Author Cho delivers an unexpected (to me, as I wasn’t familiar with the book or film at all) gut punch in the last few pages that still has me thinking a day after finishing the book. It’s an interesting framing that drives home all the pages that came before it.

What’s next for this book:
Recommending it to others.

Thursday

11

April 2024

0

COMMENTS

The Price of Life by Jenny Klee

Written by , Posted in Reviews

4 Stars

Best for:
Those interested in exploring not just the philosophical questions about ‘value,’ ‘worth,’ and ‘price,’ but those contemplating how to – and if we should – put a price on a life.

In a nutshell:
Journalist Kleeman investigates the different prices we put on lives, from hiring a hit man to covering medications to paying ransom to bomber jets.

Worth quoting:
“It is possible to not be a slave but still be exploited: this £23 pedicure has taken seventy-five minutes. Does £23 adequately cover her time, and the manager’s time, plus the materials, the London rent, the energy bills?”

“This is the problem with removing emotion and duty from giving: it can be hijacked by amoral sociopaths who believe the ends justify the means.”

Why I chose it:
Was just browsing at a bookstore and it jumped out at me. A friend and I had just been talking about discussions we’d had during university about the ‘value’ of life and different ways costs are assigned, so it seemed like a good fit.

Review:
This topic has fascinated me since I started studying philosophy years ago (oooof, that was well over a decade ago now. Yikes). And this is an excellent overview of some of the more interesting and challenging ideas related to how we value human life, and the price we put on it.

Some of the chapters are interesting from a sort of ‘oh that’s wild’ perspective – finding out how much people pay to have someone they know murdered, or how the price for a hostage is worked out. But other chapters I found to be interesting and thought provoking for different reasons. The chapter on the F-35 bomber, and the absurd costs associated with war, was especially relevant considering those bombers are currently destroying homes and killing civilians in Gaza.

There were two different chapters that looked specifically at health care issues. One covered a concept I studied a bit previously – QALYs also know as quality-adjusted life years, which the UK uses to determine whether to cover the cost of certain medical treatments. There are limited resources, and other than a lottery, how can one figure out how to distribute those resources without something that can be applied to every equitably? Of course, the question is … is it equitable?
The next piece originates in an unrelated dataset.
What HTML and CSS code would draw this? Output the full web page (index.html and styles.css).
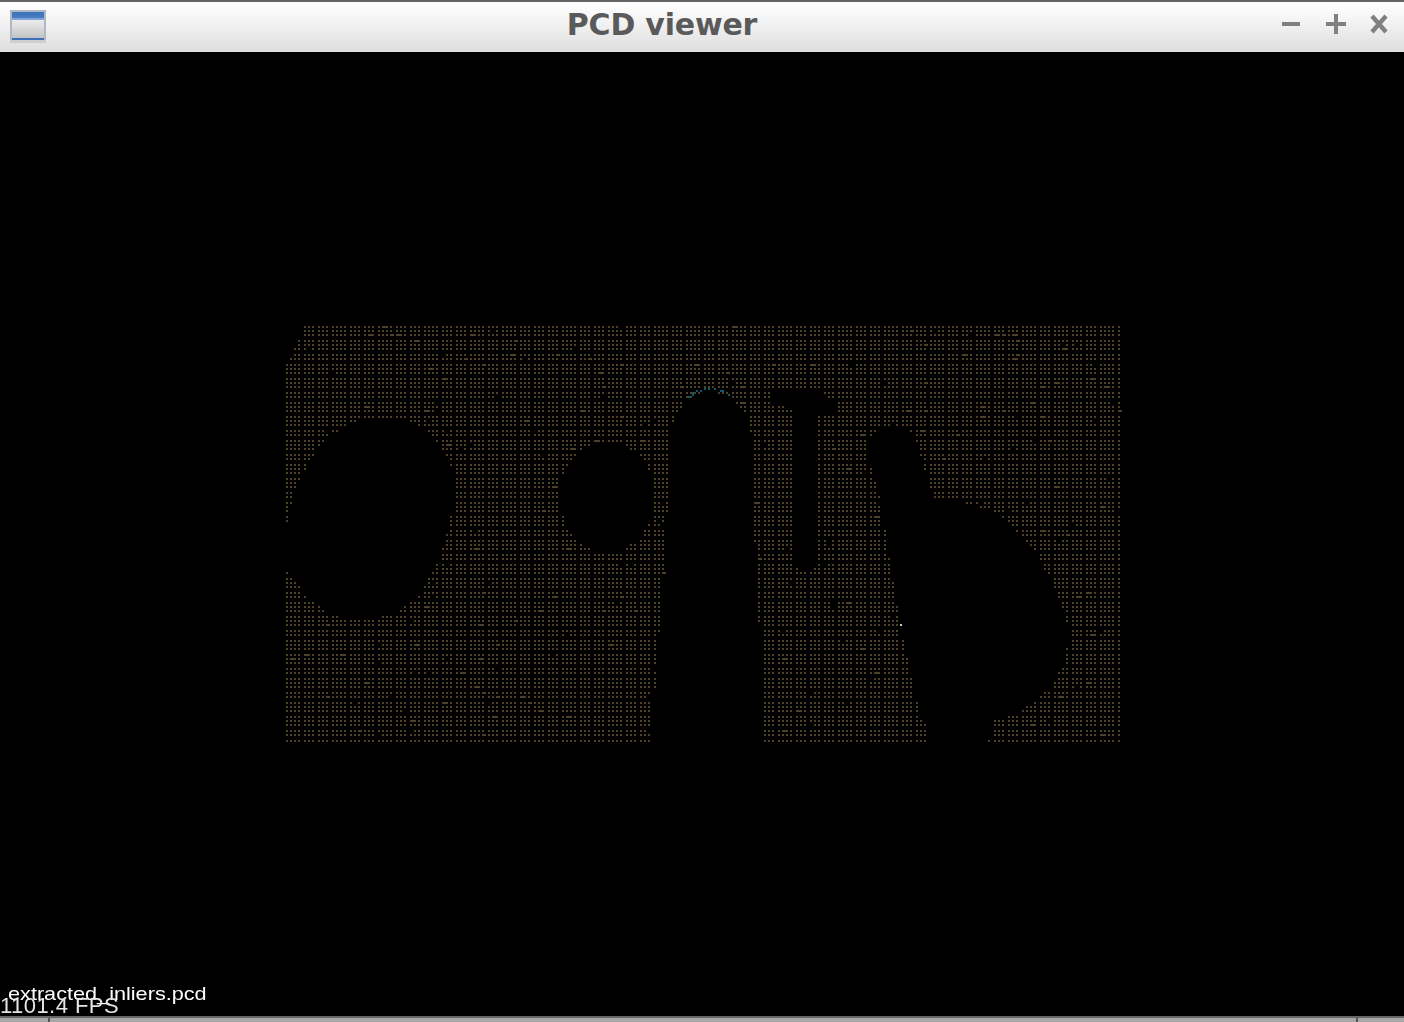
FILE: index.html
```html
<!DOCTYPE html>
<html lang="en">
<head>
<meta charset="utf-8">
<title>PCD viewer</title>
<link rel="stylesheet" href="styles.css">
</head>
<body>
<div class="window">
  <header class="titlebar">
    <div class="app-icon">
      <svg width="36" height="34" viewBox="0 0 36 34">
        <defs>
          <linearGradient id="iconBody" x1="0" y1="0" x2="0" y2="1">
            <stop offset="0" stop-color="#ececec"/>
            <stop offset="1" stop-color="#c4c4c4"/>
          </linearGradient>
          <linearGradient id="iconHead" x1="0" y1="0" x2="0" y2="1">
            <stop offset="0" stop-color="#3a72c0"/>
            <stop offset="1" stop-color="#4a7cc2"/>
          </linearGradient>
        </defs>
        <rect x="0" y="0" width="36" height="30" fill="#b0b8c4"/>
        <rect x="2" y="2" width="32" height="6" fill="url(#iconHead)"/>
        <rect x="2" y="8" width="32" height="2" fill="#7fa4d6"/>
        <rect x="2" y="10" width="32" height="18" fill="url(#iconBody)"/>
        <rect x="2" y="28" width="32" height="2" fill="#3f6fb8"/>
        <rect x="0" y="30" width="36" height="3" fill="#cfcfcf"/>
      </svg>
    </div>
    <h1 class="title">PCD viewer</h1>
    <div class="controls">
      <svg class="ctl-min" width="18" height="20" viewBox="0 0 18 20"><rect x="0" y="8" width="18" height="4" fill="#808080"/></svg>
      <svg class="ctl-max" width="20" height="20" viewBox="0 0 20 20"><rect x="0" y="8" width="20" height="4" fill="#808080"/><rect x="8" y="0" width="4" height="20" fill="#808080"/></svg>
      <svg width="18" height="20" viewBox="0 0 18 20"><path d="M2 2 L16 18 M16 2 L2 18" stroke="#808080" stroke-width="4.4" fill="none"/></svg>
    </div>
  </header>
  <main class="viewer">
    <canvas id="cloud" class="cloud" width="1404" height="964"></canvas>
    <span class="label-file">extracted_inliers.pcd</span>
    <span class="label-fps">1101.4 FPS</span>
  </main>
  <footer class="frame-bottom">
    <i class="notch notch-left"></i>
    <i class="notch notch-right"></i>
  </footer>
</div>
<script src="cloud.js"></script>
</body>
</html>
```
FILE: styles.css
```css
* { box-sizing: border-box; }
html, body { margin: 0; padding: 0; background: #000; overflow: hidden; }
.window { width: 1404px; height: 1022px; display: flex; flex-direction: column; }
.titlebar {
  height: 52px;
  flex: none;
  display: flex;
  align-items: center;
  border-top: 2px solid #646464;
  background: linear-gradient(#ffffff, #f6f6f6 30%, #dedede);
}
.app-icon { width: 54px; flex: none; padding-left: 10px; display: flex; align-items: center; }
.app-icon svg { display: block; }
.title {
  flex: 1;
  margin: 0 0 4px;
  text-align: center;
  font: bold 30px/1 "DejaVu Sans", sans-serif;
  letter-spacing: -0.2px;
  color: #5a5a5a;
}
.controls {
  width: 134px;
  flex: none;
  display: flex;
  align-items: center;
  padding: 0 0 6px 12px;
}
.controls svg { display: block; }
.ctl-min { margin-right: 26px; }
.ctl-max { margin-right: 24px; }
.viewer { position: relative; flex: 1; background: #000; overflow: hidden; }
.cloud { display: block; }
.label-file, .label-fps {
  position: absolute;
  font-family: "Liberation Sans", Arial, sans-serif;
  color: #fff;
  white-space: nowrap;
  line-height: 1;
}
.label-file { left: 8px; top: 932px; font-size: 19px; transform: scaleX(1.14); transform-origin: left; }
.label-fps { left: 0; top: 943px; font-size: 22px; letter-spacing: 0.45px; color: #e4e4e4; }
.frame-bottom {
  position: relative;
  height: 6px;
  flex: none;
  background: #a8a8a8;
  border-top: 2px solid #666;
}
.notch { position: absolute; top: 0; bottom: 0; width: 2px; background: #555; }
.notch-left { left: 48px; }
.notch-right { left: 1356px; }
```
FILE: cloud.js
```js
var canvas = document.getElementById('cloud');
var ctx = canvas.getContext('2d');

var holes = [
  'M380 417 C425 417 455 450 454 490 C452 530 438 570 420 592 C405 610 385 620 360 620 C330 620 305 600 290 572 L280 572 L280 522 L288 522 C295 470 330 417 380 417 Z',
  'M607 442 C633 442 654 466 654 497 C654 528 633 552 607 552 C581 552 560 528 560 497 C560 466 581 442 607 442 Z',
  'M710 392 C735 392 752 415 752 445 L753 500 L765 750 L651 750 L668 500 L670 440 C672 415 688 392 710 392 Z',
  'M771 391 L815 390 C828 393 838 404 840 417 L818 412 L816 425 L816 565 Q805 578 796 565 L797 425 L795 408 L771 405 Z',
  'M893 425 C908 425 918 437 919 452 L934 503 L965 503 C1000 508 1030 540 1050 580 C1062 605 1068 620 1068 635 C1068 675 1040 708 995 720 L986 750 L934 750 L917 700 L905 650 L897 605 L880 500 L869 458 C866 440 878 425 893 425 Z'
].map(function (d) { return new Path2D(d); });

var outline = new Path2D('M307 320 L1124 320 L1124 746 L282 746 L282 375 Z');

function hash(a, b) {
  var h = (a * 73856093) ^ (b * 19349663);
  h = (h ^ (h >>> 13)) * 1274126177;
  return ((h ^ (h >>> 16)) >>> 0) % 1000;
}

function inside(x, y) {
  if (!ctx.isPointInPath(outline, x, y)) return false;
  for (var k = 0; k < holes.length; k++) {
    if (ctx.isPointInPath(holes[k], x, y)) return false;
  }
  return true;
}

// Hit tests run untransformed with the paths in page coordinates; drawing is then shifted by the title bar.
var dots = [];
for (var r = 0; r <= 87; r++) {
  var y = 326 + 2 * Math.floor(r * 2.38);
  for (var c = 0; c <= 181; c++) {
    var x = 286 + 2 * Math.floor(c * 2.3);
    var n = hash(c, r);
    if (n < 8) continue;
    if (inside(x + 1, y + 1)) dots.push([x, y, n]);
  }
}

ctx.setTransform(1, 0, 0, 1, 0, -52);
ctx.fillStyle = '#4e4128';
dots.forEach(function (d) {
  var w = d[2] < 20 ? 4 : 2;
  ctx.fillRect(d[0], d[1], w, 2);
});

ctx.fillStyle = '#0f5a6e';
[[688,396],[692,394],[692,392],[696,390],[700,390],[704,388],[708,388],[714,388],[720,390],[722,390],[728,394]].forEach(function (p) {
  ctx.fillRect(p[0], p[1], 2, 2);
});
ctx.fillStyle = '#c8c8c8';
ctx.fillRect(900, 624, 2, 2);
```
The other focused on the cost of the COVID lockdowns, and whether the lives saved at the time were worth the costs to lives in other ways (e.g. poverty, domestic violence) when the economy was shut. I found that chapter challenging in some ways, because I do still think that the lockdowns made sense. But this was the only chapter where I felt that the author left something out of the equation – the cost not just of dying of COVID, but of long COVID. She only explored the death rates, and didn’t discuss the mass disabling event that COVID is, and how many people will not be able to live the lives they would have otherwise if they hadn’t been infected It’s not the same as a death, but it’s not nothing.

And then there are the chapters that look at things like slavery and exploitation – and the willingness so many of us have to overlook why the things we like to use might be cheaper than the true cost, and what that means for the people providing those goods and services. Plus the chapter that looks at charity, and the cold calculations some use to determine whether it makes sense to fund certain charitable endeavors.

If the topic sounds interesting to you, I think you’ll enjoy this book. And even if these aren’t things you’ve ever thought of, I think you might still enjoy this book.

What’s next for this book:
Going on the shelf and recommending to others.